◆ Task brief ◆
The line containing "string; user: string;" marks the end: extract everything from the first line of the data through that line, exactly, with no pictures.

========================================================================

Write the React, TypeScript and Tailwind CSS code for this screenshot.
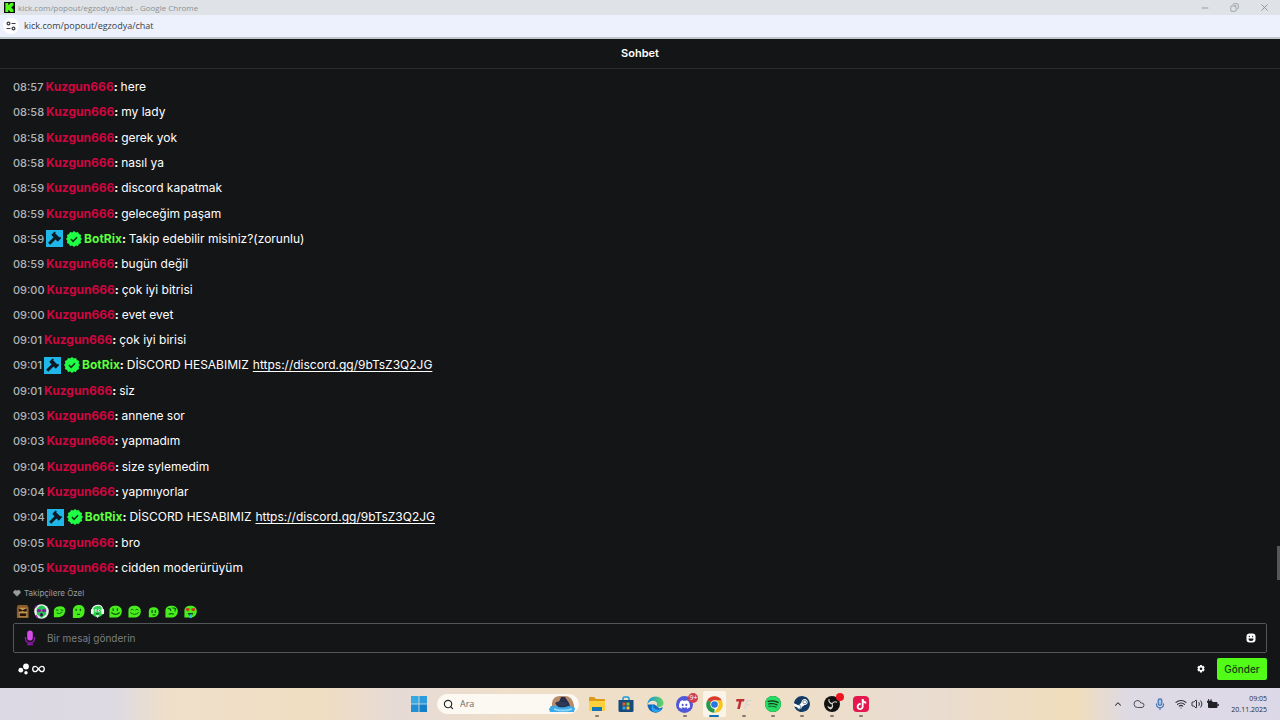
import type { ReactNode } from 'react';
import { SiDiscord, SiSpotify, SiTiktok, SiSteam } from 'react-icons/si';
import { ChevronUp, Cloud, Copy, Heart, Minus, Search, Volume2, Wifi, X } from 'lucide-react';

type Message = { time: string; user: string; text: string; link?: string };

const messages: Message[] = [
    { time: '08:57', user: 'Kuzgun666', text: 'here' },
    { time: '08:58', user: 'Kuzgun666', text: 'my lady' },
    { time: '08:58', user: 'Kuzgun666', text: 'gerek yok' },
    { time: '08:58', user: 'Kuzgun666', text: 'nasıl ya' },
    { time: '08:59', user: 'Kuzgun666', text: 'discord kapatmak' },
    { time: '08:59', user: 'Kuzgun666', text: 'geleceğim paşam' },
    { time: '08:59', user: 'BotRix', text: 'Takip edebilir misiniz?(zorunlu)' },
    { time: '08:59', user: 'Kuzgun666', text: 'bugün değil' },
    { time: '09:00', user: 'Kuzgun666', text: 'çok iyi bitrisi' },
    { time: '09:00', user: 'Kuzgun666', text: 'evet evet' },
    { time: '09:01', user: 'Kuzgun666', text: 'çok iyi birisi' },
    { time: '09:01', user: 'BotRix', text: 'DİSCORD HESABIMIZ', link: 'https://discord.gg/9bTsZ3Q2JG' },
    { time: '09:01', user: 'Kuzgun666', text: 'siz' },
    { time: '09:03', user: 'Kuzgun666', text: 'annene sor' },
    { time: '09:03', user: 'Kuzgun666', text: 'yapmadım' },
    { time: '09:04', user: 'Kuzgun666', text: 'size sylemedim' },
    { time: '09:04', user: 'Kuzgun666', text: 'yapmıyorlar' },
    { time: '09:04', user: 'BotRix', text: 'DİSCORD HESABIMIZ', link: 'https://discord.gg/9bTsZ3Q2JG' },
    { time: '09:05', user: 'Kuzgun666', text: 'bro' },
    { time: '09:05', user: 'Kuzgun666', text: 'cidden moderürüyüm' },
];

const KickLogo = () => (
    <svg viewBox="0 0 12 12" className="h-[11px] w-[11px] shrink-0">
        <rect width="12" height="12" fill="#0b0e0f" />
        <path d="M1.5 1h3.2v2.4h1V2.2h1V1h3.6v3.2H9.2v1h-1v1.6h1v1h1.1V11H6.7V9.8h-1V8.6h-1V11H1.5z" fill="#53fc18" />
    </svg>
);

const ModBadge = () => (
    <svg viewBox="0 0 17 17" className="h-[17px] w-[17px]">
        <rect width="17" height="17" fill="#1fb6ea" />
        <path d="M3.2 13.8l6-6" stroke="#0d1b24" strokeWidth="3" />
        <path d="M7.2 4.2L13 10" stroke="#0d1b24" strokeWidth="4" />
        <path d="M6 5.4L9.2 2M11.2 10.8l3.4-3.4" stroke="#0d1b24" strokeWidth="1.8" />
    </svg>
);

const VerifiedBadge = () => (
    <svg viewBox="0 0 16 16" className="h-4 w-4">
        <path
            d="M8 0l1.8 1.5L12 1l.9 2.1 2.2.9-.5 2.2L16 8l-1.4 1.8.5 2.2-2.2.9L12 15l-2.2-.5L8 16l-1.8-1.5L4 15l-.9-2.1-2.2-.9.5-2.2L0 8l1.4-1.8L.9 4l2.2-.9L4 1l2.2.5z"
            fill="#1fff45"
        />
        <path d="M4.9 8.2l2.2 2.1 4-4" stroke="#0c3512" strokeWidth="1.6" fill="none" />
    </svg>
);

const ChatRow = ({ message }: { message: Message }) => {
    const isBot = message.user === 'BotRix';
    return (
        <li className="flex h-5 items-center whitespace-pre text-xs leading-5 text-white">
            <time className="mr-[2px] text-[11px] leading-5 font-medium text-[#b0b5b9]">{message.time}</time>
            {isBot && (
                <span className="mr-[2px] flex items-center gap-[3px]">
                    <ModBadge />
                    <VerifiedBadge />
                </span>
            )}
            <button type="button" className={isBot ? 'font-bold text-[#5cff3c]' : 'font-bold text-[#cf0640]'}>
                {message.user}
            </button>
            <span className="font-bold">: </span>
            <span>{message.text}</span>
            {message.link && (
                <a href={message.link} className="ml-1 underline underline-offset-2">
                    {message.link}
                </a>
            )}
        </li>
    );
};

const GREEN = '#48ee1c';
const DARK = '#0d5a12';

const blob = 'M1.5 14.5V7.2C1.5 3.6 4 1.8 8 1.8s6.7 2 6.7 5.8c0 4.2-3 6.9-7.2 6.9z';

const emotes: { name: string; art: ReactNode }[] = [
    {
        name: 'öfkeli',
        art: (
            <>
                <path d="M3 1h10l1.500 3v11H2V4z" fill="#8a5c28" />
                <path d="M4 4h9v10H4z" fill="#c29555" />
                <path d="M4 4.500l3.500 2h1l4-2V8H9L8 7 7 8H4z" fill="#21140a" />
                <path d="M5 10h7v3H5z" fill="#21140a" />
            </>
        ),
    },
    {
        name: 'kulaklık mor',
        art: (
            <>
                <circle cx="8" cy="8" r="7.8" fill="#e6f1e8" />
                <path d="M3 5Q8-2 13 5v6l-5 4-5-4z" fill="#22c750" />
                <ellipse cx="5.2" cy="7" rx="2.4" ry="1.8" fill="#8a1ba0" />
                <ellipse cx="10.8" cy="7" rx="2.4" ry="1.8" fill="#8a1ba0" />
                <ellipse cx="8" cy="11.4" rx="1.6" ry="1.8" fill="#3c1048" />
                <path d="M2 12l2 3M1 4l2-2" stroke="#b01fd0" strokeWidth="1.5" />
            </>
        ),
    },
    {
        name: 'göz kırpma',
        art: (
            <>
                <path d="M2 14V6.5C3 3.5 6 2.5 9 2.5c3 0 5 1.5 5 4.5 0 4-3 7-7 7z" fill={GREEN} />
                <path d="M4 6.5h3M9 6l3 1M5 9.5q3 2 6-1" stroke={DARK} fill="none" />
            </>
        ),
    },
    {
        name: 'düşünceli',
        art: (
            <>
                <path d="M2 15V7c0-4 3-6 6.500-6s6 2 6 6-1.500 8-6.500 8z" fill={GREEN} />
                <path d="M5.500 5v2.500M10 5v2.500M6.500 11h3" stroke={DARK} strokeWidth="1.300" fill="none" />
            </>
        ),
    },
    {
        name: 'kulaklık',
        art: (
            <>
                <circle cx="8" cy="8" r="6.2" fill="#28d448" />
                <path d="M2.500 6Q3 2 8 1.500T13.500 6" stroke="#e8f6eb" strokeWidth="1.200" fill="none" />
                <rect x="1" y="5" width="3" height="6" rx="1.5" fill="#e8f6eb" />
                <rect x="12" y="5" width="3" height="6" rx="1.5" fill="#e8f6eb" />
                <path d="M6 12h4l-2 3z" fill="#e8f6eb" />
                <circle cx="6.2" cy="7" r="1.3" fill="#fff" />
                <circle cx="9.8" cy="7" r="1.3" fill="#fff" />
                <path d="M6 7h.8M9.500 7h.8M6.500 10.500h3" stroke="#102b15" />
            </>
        ),
    },
    {
        name: 'gülümseme',
        art: (
            <>
                <path d={blob} fill={GREEN} />
                <path d="M5.5 4.5v3M10 4.5v3M3.500 9q4.500 4 9 0" stroke={DARK} strokeWidth="1.3" fill="none" />
            </>
        ),
    },
    {
        name: 'mutlu',
        art: (
            <>
                <path d={blob} fill={GREEN} />
                <path d="M4 6.500q1.500-2 3 0M9 6.500q1.500-2 3 0M3.500 9q4.500 4 9 0" stroke={DARK} fill="none" />
            </>
        ),
    },
    {
        name: 'küçük',
        art: (
            <>
                <path d="M3 14V8c0-3 2-4.500 5-4.500s5.500 1.500 5.500 5S11 14 8 14z" fill={GREEN} />
                <path d="M6.500 6.500v3M10 6.500v3M7 11.500h3" stroke={DARK} strokeWidth="1.400" />
            </>
        ),
    },
    {
        name: 'şaşkın',
        art: (
            <>
                <path d={blob} fill={GREEN} />
                <path d="M4 4.500l3 1v2M9 4l3.500 1-1 3M5 11q3-1.500 5.500 0" stroke={DARK} strokeWidth="1.200" fill="none" />
            </>
        ),
    },
    {
        name: 'aşık',
        art: (
            <>
                <path d={blob} fill={GREEN} />
                <path d="M3 4.500h4v2L5 8 3 6.500zM9 4.500h4v2L11 8 9 6.500z" fill="#d0301c" />
                <path d="M5 9.500h6l-1.500 3h-3z" fill="#11491a" />
                <path d="M7 11h2.500v4H7z" fill="#38b8e8" />
            </>
        ),
    },
];

const MicIcon = () => (
    <svg viewBox="0 0 12 16" className="h-4 w-3">
        <rect x="3.2" y=".5" width="5.6" height="10" rx="2.8" fill="#d44be8" />
        <path d="M1.5 7v1.500a4.500 4.500 0 009 0V7M6 13v2M3 14.500h6" stroke="#8b17a8" strokeWidth="1.500" fill="none" />
    </svg>
);

const EdgeIcon = () => (
    <svg viewBox="0 0 18 18" className="h-[17px] w-[17px]">
        <defs>
            <linearGradient id="edge-top" x1="0" x2="1" y1="0" y2="0">
                <stop stopColor="#1694df" />
                <stop offset="1" stopColor="#64d65a" />
            </linearGradient>
        </defs>
        <path d="M.5 9A8.500 8.500 0 0017 12l-4 1-5-4z" fill="#1266bd" />
        <path d="M.5 9C.5 4 4.500.5 9 .5c5 0 8.500 3.500 8.500 7 0 3-2.500 4.200-4.700 4.200-1.600 0-2.800-.6-2.800-1.300 0-.5.8-.8.8-2C10.800 6.500 9 5 6.500 5 3.500 5 1.200 6.500.5 9z" fill="url(#edge-top)" />
        <path d="M6.300 8.500C6 12 8.500 14.500 12 14.500c1.800 0 3.300-.6 4.300-1.200-1.600 2.700-4 4.200-7 4.200C5.500 17 3 13 6.300 8.500z" fill="#2b9fe8" />
    </svg>
);

const ChromeIcon = () => (
    <svg viewBox="0 0 18 18" className="h-[17px] w-[17px]">
        <path d="M9 9L1.400 4.600a8.800 8.800 0 0115.200 0z" fill="#dc3a2c" />
        <path d="M9 9L1.400 4.600A8.800 8.800 0 009 17.800z" fill="#23994a" />
        <path d="M9 17.800a8.800 8.800 0 007.600-13.200H9V9l3.800 2.200z" fill="#f6c61c" />
        <circle cx="9" cy="9" r="4.400" fill="#fff" />
        <circle cx="9" cy="9" r="3.500" fill="#2d74e0" />
    </svg>
);

const ObsIcon = () => (
    <svg viewBox="0 0 16 16" className="h-4 w-4">
        <circle cx="8" cy="8" r="8" fill="#111" />
        <g fill="none" stroke="#d8d4cf" strokeWidth="1.100">
            <path d="M5 3c-.5 2.500.8 4.300 3 4.600" />
            <path d="M13.200 6.200c-2.400-.9-4.400-.2-5.200 1.800" />
            <path d="M6.200 13.200C8.300 12 9 9.800 8 8" />
        </g>
        <path d="M3.500 9.500c0 2 1 3.500 2.700 3.700 1.200-.6 1.900-1.600 2-2.700-1.900.9-3.700.5-4.700-1z" fill="#cfcbc6" />
    </svg>
);

const taskApps: { name: string; icon: ReactNode; running?: boolean; active?: boolean }[] = [
    {
        name: 'Dosya Gezgini',
        running: true,
        icon: (
            <svg viewBox="0 0 18 16" className="h-4 w-[18px]">
                <path d="M1 2q0-1 1-1h4l2 2h8q1 0 1 1v10H1z" fill="#dc9a15" />
                <path d="M1 5h16v8.500q0 1.500-1.500 1.500h-13Q1 15 1 13.500z" fill="#fdd03c" />
                <path d="M4 11h10v4H4z" fill="#1677b8" />
            </svg>
        ),
    },
    {
        name: 'Microsoft Store',
        icon: (
            <svg viewBox="0 0 16 17" className="h-[17px] w-4">
                <path d="M5 5V2.500Q5 1 6.500 1h3Q11 1 11 2.500V5" stroke="#1c9ad6" strokeWidth="1.500" fill="none" />
                <path d="M.5 4h15v10.500q0 1.500-1.500 1.500H2Q.5 16 .5 14.500z" fill="#17497c" />
                <path d="M4.500 6.500h3v3h-3z" fill="#e85a2a" />
                <path d="M8.500 6.500h3v3h-3z" fill="#86c332" />
                <path d="M4.500 10.500h3v3h-3z" fill="#2ba8ec" />
                <path d="M8.500 10.500h3v3h-3z" fill="#fbc02d" />
            </svg>
        ),
    },
    { name: 'Microsoft Edge', icon: <EdgeIcon /> },
    {
        name: 'Discord',
        running: true,
        icon: (
            <span className="relative flex h-[17px] w-[17px] items-center justify-center rounded-full bg-[#5058d8] text-white">
                <SiDiscord size={11} />
                <span className="absolute -top-[3px] -right-[5px] flex h-[10px] w-[10px] items-center justify-center rounded-full bg-[#cf3d50] text-[7px] leading-none">
                    9+
                </span>
            </span>
        ),
    },
    { name: 'Google Chrome', running: true, active: true, icon: <ChromeIcon /> },
    {
        name: 'TF',
        running: true,
        icon: (
            <svg viewBox="0 0 18 14" className="h-[14px] w-[18px]">
                <path d="M1.500 2h8L9 4.400H6.600L4.800 12H2.200L4 4.400H1z" fill="#bd3038" />
                <path d="M11 3h6l-.5 1.600h-4L12 7h3l-.5 1.500h-3L10.500 12H9z" fill="#d9d6d3" />
            </svg>
        ),
    },
    {
        name: 'Spotify',
        running: true,
        icon: (
            <span className="rounded-full bg-[#123c1f] text-[#27dc62]">
                <SiSpotify size={16} />
            </span>
        ),
    },
    {
        name: 'Steam',
        running: true,
        icon: (
            <span className="rounded-full bg-white text-[#153a61]">
                <SiSteam size={16} />
            </span>
        ),
    },
    {
        name: 'OBS Studio',
        running: true,
        icon: (
            <span className="relative">
                <ObsIcon />
                <span className="absolute -top-[3px] -right-[4px] h-2 w-2 rounded-full bg-[#ee1620]" />
            </span>
        ),
    },
    {
        name: 'TikTok',
        running: true,
        icon: (
            <span className="flex h-4 w-4 items-center justify-center rounded-sm bg-[#e3184f] text-white">
                <SiTiktok size={11} />
            </span>
        ),
    },
];

const BrowserBar = () => (
    <header className="font-['Open_Sans',sans-serif]">
        <div className="flex h-[15px] items-center justify-between bg-[#dfe3e7] pr-[10px] pl-1 text-[#8a9095]">
            <div className="flex items-center gap-[3px] text-[8px] leading-3">
                <KickLogo />
                <span>kick.com/popout/egzodya/chat - Google Chrome</span>
            </div>
            <div className="flex items-center gap-[20px]">
                <button type="button" aria-label="Küçült">
                    <Minus size={10} strokeWidth={2} />
                </button>
                <button type="button" aria-label="Geri yükle">
                    <Copy size={9} strokeWidth={2} className="-scale-x-100" />
                </button>
                <button type="button" aria-label="Kapat">
                    <X size={11} strokeWidth={2} />
                </button>
            </div>
        </div>
        <div className="flex h-6 items-center gap-[5px] border-b-2 border-[#bcc8cc] bg-[#edf1fd] pl-[3px] text-[9px] text-[#3a3e44]">
            <button type="button" aria-label="Site bilgileri" className="flex h-4 w-4 items-center justify-center rounded-full bg-white">
                <svg viewBox="0 0 10 10" className="h-[10px] w-[10px]" fill="none" stroke="#3a3e44" strokeWidth="1.2">
                    <path d="M5.500 2.500h4M.5 7.500h4" />
                    <circle cx="2.500" cy="2.500" r="1.400" />
                    <circle cx="7.500" cy="7.500" r="1.400" />
                </svg>
            </button>
            <span>kick.com/popout/egzodya/chat</span>
        </div>
    </header>
);

const Composer = () => (
    <form className="flex flex-col px-[13px] pb-2" onSubmit={(e) => e.preventDefault()}>
        <p className="flex h-4 items-center gap-[3px] text-[8px] text-[#9a9da0]">
            <Heart size={8} fill="currentColor" />
            Takipçilere Özel
        </p>
        <div className="flex h-5 w-[185px] items-center justify-between pl-[2px]">
            {emotes.map((emote) => (
                <button key={emote.name} type="button" aria-label={emote.name}>
                    <svg viewBox="0 0 16 16" className="h-[15px] w-[15px]">
                        {emote.art}
                    </svg>
                </button>
            ))}
        </div>
        <div className="mt-[2px] flex h-[30px] items-center rounded-xs border border-[#52555a] px-[10px]">
            <MicIcon />
            <input
                type="text"
                aria-label="Bir mesaj gönderin"
                placeholder="Bir mesaj gönderin"
                className="ml-[11px] min-w-0 flex-1 bg-transparent text-[10px] text-white outline-none placeholder:text-[#7b7e82]"
            />
            <button type="button" aria-label="İfadeler">
                <svg viewBox="0 0 10 10" className="h-[10px] w-[10px]">
                    <rect x=".5" y=".5" width="9" height="9" rx="3" fill="#fff" />
                    <path d="M3.300 2.800v1.400M6.700 2.800v1.400" stroke="#141517" />
                    <path d="M2.500 5.500h5Q7.500 8 5 8T2.500 5.500z" fill="#141517" />
                </svg>
            </button>
        </div>
        <div className="mt-[5px] flex h-[22px] items-center justify-between">
            <div className="flex items-center gap-[2px] pl-[5px]">
                <button type="button" aria-label="Puanlar">
                    <svg viewBox="0 0 12 12" className="h-3 w-3" fill="#fff">
                        <circle cx="8" cy="3.500" r="2.900" />
                        <circle cx="2.800" cy="7.200" r="2.400" />
                        <circle cx="8" cy="9.800" r="1.700" />
                    </svg>
                </button>
                <button type="button" aria-label="Sonsuz">
                    <svg viewBox="0 0 13 8" className="h-2 w-[13px]" fill="none" stroke="#fff" strokeWidth="1.3">
                        <path d="M6.500 4C5 2 4.400 1.300 3.400 1.300a2.700 2.700 0 000 5.400C4.400 6.700 5 6 6.500 4s2.100-2.700 3.100-2.700a2.700 2.700 0 010 5.400C8.600 6.700 8 6 6.500 4z" />
                    </svg>
                </button>
            </div>
            <div className="flex items-center gap-[11px]">
                <button type="button" aria-label="Ayarlar">
                    <svg viewBox="0 0 10 10" className="h-[10px] w-[10px]">
                        <path d="M4 1h2l.3 1.200 1.200-.4 1.200 1.700-.9 1 .9 1.300-1.200 1.600-1.200-.3L6 8.500H4l-.3-1.400-1.200.3-1.200-1.600.9-1.300-.9-1 1.200-1.700 1.200.4z" fill="#fff" />
                        <circle cx="5" cy="4.700" r="1.300" fill="#141517" />
                    </svg>
                </button>
                <button type="submit" className="h-[22px] w-[50px] rounded-xs bg-[#53fc18] text-[10px] font-medium text-[#14400b]">
                    Gönder
                </button>
            </div>
        </div>
    </form>
);

const Taskbar = () => (
    <footer className="grid h-8 grid-cols-[1fr_auto_1fr] items-center bg-[linear-gradient(90deg,#dcd8e4_0%,#dedae2_9%,#efdfca_13%,#f0dec2_25%,#e6dad6_31%,#efdfca_40%,#efdfc6_60%,#e9dcd2_72%,#f0ddba_84%,#dedae4_88%,#dcd8e8_100%)] font-['Open_Sans',sans-serif]">
        <div />
        <nav className="flex items-center gap-[3px]">
            <button type="button" aria-label="Başlat" className="flex w-[30px] justify-center">
                <svg viewBox="0 0 16 16" className="h-4 w-4">
                    <path d="M0 0h7.600v7.600H0z" fill="#35a9e2" />
                    <path d="M8.400 0H16v7.600H8.400z" fill="#2c9bdc" />
                    <path d="M0 8.400h7.600V16H0z" fill="#1f8fd6" />
                    <path d="M8.400 8.400H16V16H8.400z" fill="#137fc9" />
                </svg>
            </button>
            <label className="flex h-5 w-[142px] items-center gap-[6px] overflow-hidden rounded-full bg-[#fcf8f2] pr-[3px] pl-[6px] text-[#26282b]">
                <Search size={11} strokeWidth={2.5} className="shrink-0" />
                <input type="text" aria-label="Ara" placeholder="Ara" className="w-full min-w-0 bg-transparent text-[9px] outline-none placeholder:text-[#6d6a68]" />
                <svg viewBox="0 0 28 18" className="h-[18px] w-7 shrink-0">
                    <path d="M4 8Q5 1 12 1h5q7 0 9 9v5H4z" fill="#b88c68" />
                    <path d="M9 15l2-8 2-5h4l4 6 2 7z" fill="#252f4b" />
                    <path d="M7 8q4-3 7-1l6 1-2 3H9z" fill="#2f3957" />
                    <path d="M3 11q5-1 8 1 6 1 9-1 5 0 7 2l-1 4H2l-1-3z" fill="#3ba9e8" />
                    <path d="M6 13q8 3 18 0v2q-9 3-18 0z" fill="#8bd6f5" />
                </svg>
            </label>
            <div className="grid w-[294px] grid-cols-10">
                {taskApps.map((app) => (
                    <button
                        key={app.name}
                        type="button"
                        aria-label={app.name}
                        className={`relative mx-auto flex h-[26px] w-[23px] items-center justify-center rounded-xs ${app.active ? 'bg-[#faf3e8]' : ''}`}
                    >
                        {app.icon}
                        {app.running && (
                            <span
                                className={`absolute bottom-0 left-1/2 h-[2px] -translate-x-1/2 rounded-full ${app.active ? 'w-[10px] bg-[#1672b8]' : 'w-1 bg-[#827a70]'}`}
                            />
                        )}
                    </button>
                ))}
            </div>
        </nav>
        <div className="flex items-center justify-end pr-[13px] text-[#2b2d33]">
            <ChevronUp size={10} strokeWidth={2.5} />
            <Cloud size={12} strokeWidth={2} className="ml-[10px] text-[#4d5056]" />
            <svg viewBox="0 0 10 12" className="ml-[10px] h-3 w-[10px]" fill="none" stroke="#3e72b4" strokeWidth="1.2">
                <rect x="3.200" y=".8" width="3.600" height="6.500" rx="1.800" fill="#a9c4e8" />
                <path d="M1.500 5.500v.8a3.500 3.500 0 007 0v-.8M5 10v2" />
            </svg>
            <Wifi size={12} strokeWidth={2.2} className="ml-[10px]" />
            <Volume2 size={12} strokeWidth={2} className="ml-1" />
            <svg viewBox="0 0 12 10" className="ml-1 h-[10px] w-3">
                <rect x="1" y="3" width="9.500" height="6" rx="1" fill="#202227" />
                <path d="M10.500 5h1.300v2h-1.300z" fill="#202227" />
                <path d="M1.500 0v2M4 0v2M.5 2H5v1.500L3.500 5h-1L.5 3.500z" fill="#202227" stroke="#202227" strokeWidth=".8" />
            </svg>
            <time className="ml-3 text-right text-[7px] leading-[11px]">
                09:05
                <br />
                20.11.2025
            </time>
        </div>
    </footer>
);

export default function App() {
    return (
        <div className="flex min-h-screen flex-col bg-[#141517] font-['Inter',sans-serif]">
            <BrowserBar />
            <div className="flex h-[30px] items-center justify-center border-b border-[#2b2d30] text-[11px] font-semibold text-white">
                <h1>Sohbet</h1>
            </div>
            <main className="relative flex flex-1 flex-col">
                <ul className="flex flex-1 flex-col justify-between px-[13px] pt-2 pb-[7px]">
                    {messages.map((message, i) => (
                        <ChatRow key={i} message={message} />
                    ))}
                </ul>
                <span className="absolute right-0 bottom-[5px] h-[34px] w-[3px] bg-[#55575a]" />
            </main>
            <Composer />
            <Taskbar />
        </div>
    );
}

========================================================================

◆ Exercise response ◆
Write the React, TypeScript and Tailwind CSS code for this screenshot.
import type { ReactNode } from 'react';
import { SiDiscord, SiSpotify, SiTiktok, SiSteam } from 'react-icons/si';
import { ChevronUp, Cloud, Copy, Heart, Minus, Search, Volume2, Wifi, X } from 'lucide-react';

type Message = { time: string; user: string; text: string; link?: string };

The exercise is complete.